++++ Information supplied

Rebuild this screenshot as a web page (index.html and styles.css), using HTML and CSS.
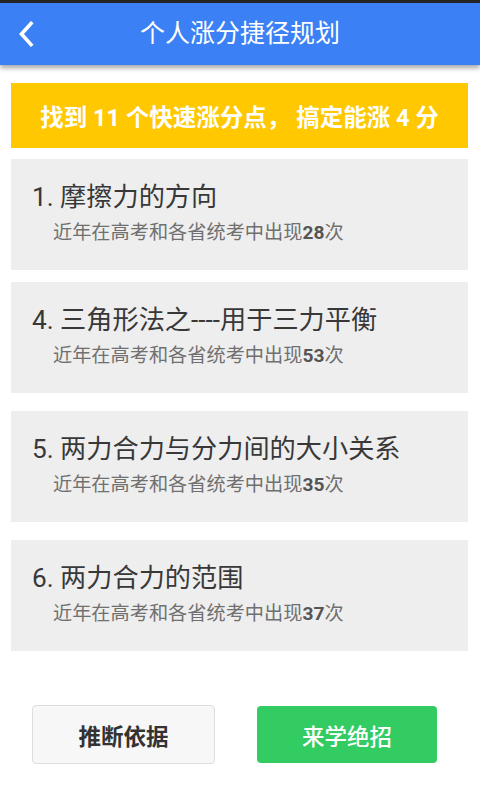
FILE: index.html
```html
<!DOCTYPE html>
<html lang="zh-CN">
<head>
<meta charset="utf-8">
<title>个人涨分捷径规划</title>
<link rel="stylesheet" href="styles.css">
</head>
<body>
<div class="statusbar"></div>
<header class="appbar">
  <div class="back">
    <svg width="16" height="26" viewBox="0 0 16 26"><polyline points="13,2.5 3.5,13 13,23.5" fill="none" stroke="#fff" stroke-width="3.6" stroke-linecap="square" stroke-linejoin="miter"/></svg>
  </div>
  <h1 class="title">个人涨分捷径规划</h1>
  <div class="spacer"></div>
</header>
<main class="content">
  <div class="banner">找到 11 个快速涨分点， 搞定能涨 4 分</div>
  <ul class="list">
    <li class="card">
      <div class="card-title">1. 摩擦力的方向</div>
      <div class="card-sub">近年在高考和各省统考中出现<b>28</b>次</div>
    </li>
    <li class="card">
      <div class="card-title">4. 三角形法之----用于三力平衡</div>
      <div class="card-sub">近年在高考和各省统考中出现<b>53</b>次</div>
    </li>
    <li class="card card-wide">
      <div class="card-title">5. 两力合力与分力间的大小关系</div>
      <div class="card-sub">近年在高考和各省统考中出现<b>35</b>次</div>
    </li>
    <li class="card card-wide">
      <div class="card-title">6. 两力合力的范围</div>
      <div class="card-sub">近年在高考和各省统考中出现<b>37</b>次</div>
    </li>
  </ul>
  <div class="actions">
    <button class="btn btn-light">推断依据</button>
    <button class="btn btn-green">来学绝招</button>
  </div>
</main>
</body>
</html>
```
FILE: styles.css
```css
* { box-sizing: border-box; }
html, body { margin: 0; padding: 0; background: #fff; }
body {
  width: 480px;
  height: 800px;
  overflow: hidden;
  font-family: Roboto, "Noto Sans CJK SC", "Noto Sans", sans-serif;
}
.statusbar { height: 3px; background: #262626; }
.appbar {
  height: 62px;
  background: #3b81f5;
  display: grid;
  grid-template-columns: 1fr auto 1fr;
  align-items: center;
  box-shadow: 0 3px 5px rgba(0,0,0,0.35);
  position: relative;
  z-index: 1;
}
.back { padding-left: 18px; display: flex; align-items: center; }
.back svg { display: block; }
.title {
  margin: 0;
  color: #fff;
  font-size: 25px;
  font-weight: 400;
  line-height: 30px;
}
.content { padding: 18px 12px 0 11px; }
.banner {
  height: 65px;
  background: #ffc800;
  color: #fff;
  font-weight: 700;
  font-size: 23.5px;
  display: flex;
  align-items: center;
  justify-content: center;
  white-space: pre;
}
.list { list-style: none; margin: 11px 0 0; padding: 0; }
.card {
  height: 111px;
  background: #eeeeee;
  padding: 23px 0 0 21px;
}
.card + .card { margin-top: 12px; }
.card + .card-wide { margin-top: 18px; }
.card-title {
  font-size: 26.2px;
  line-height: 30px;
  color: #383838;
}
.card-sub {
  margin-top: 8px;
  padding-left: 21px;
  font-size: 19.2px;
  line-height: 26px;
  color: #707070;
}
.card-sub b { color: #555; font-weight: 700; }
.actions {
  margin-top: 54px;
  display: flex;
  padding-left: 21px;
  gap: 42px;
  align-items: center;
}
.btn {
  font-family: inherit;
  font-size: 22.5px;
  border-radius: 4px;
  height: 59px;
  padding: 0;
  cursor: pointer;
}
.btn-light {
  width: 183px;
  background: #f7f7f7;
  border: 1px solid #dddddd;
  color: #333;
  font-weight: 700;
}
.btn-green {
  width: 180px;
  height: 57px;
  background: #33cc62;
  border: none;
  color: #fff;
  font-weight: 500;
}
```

++++++++

**What the exercise asks:**
Copy every line that includes the string "index" from the material above.

**Full response:**
Rebuild this screenshot as a web page (index.html and styles.css), using HTML and CSS.
FILE: index.html
  z-index: 1;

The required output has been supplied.